MIDDLETOWN, Conn. (WTNH) — Two EMTs started a nonprofit aimed at reducing overdoses during the opioid crisis.

It is called the Middletown Harm Reduction Initiative. Wesleyan University senior Livia Cox and Nick Wells, a Wesleyan student at the time, started the nonprofit.

You might see Cox rolling a plastic trunk down Main Street in Middletown a few times a week.

“In the upper half of our rover, we have Narcan, Naloxone supplies. We give out overdose kits,” Cox said. “We would consistently see overdoses and became increasingly aware that we weren’t meaningfully or adequately addressing the epidemic of overdoses and drug use as EMTs on the ambulances. We were addressing it after the fact.”

They also give out fentanyl test strips, which can detect fentanyl in a drug before it is used.

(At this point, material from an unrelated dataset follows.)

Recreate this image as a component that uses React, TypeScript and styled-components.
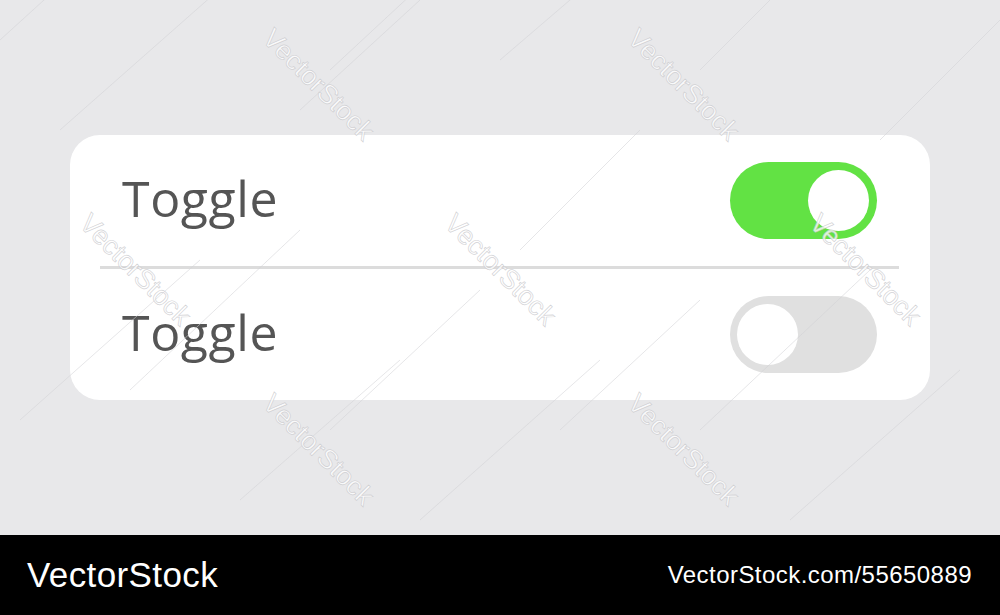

“The hope that if it does, people won’t use it,” Cox said.

They also provide clean syringes through a needle exchange program.

“This is an effort to reduce the harms associated with intravenous drug use and promote the use of people not sharing needles,” Cox said.

While News 8 spoke to Cox, a few of her 170 plus clients came up to her. Most did not want to be on TV but one man getting a Narcan kit did speak about her efforts.

“What you’re doing for the community, you’re helping out a lot of people,” he said.

MHRI has taken its inspiration and guidance from the Connecticut Harm Reduction Alliance based in Hartford.

“Probably the best feeling is when clients will let us know that they successfully used Naloxone, Narcan and were able to save the life of a loved one or even somebody that they didn’t know,” Cox said.

A lot of the items Cox is able to give out are donated to her group. Since it is a nonprofit, they are able to write grants to get additional support.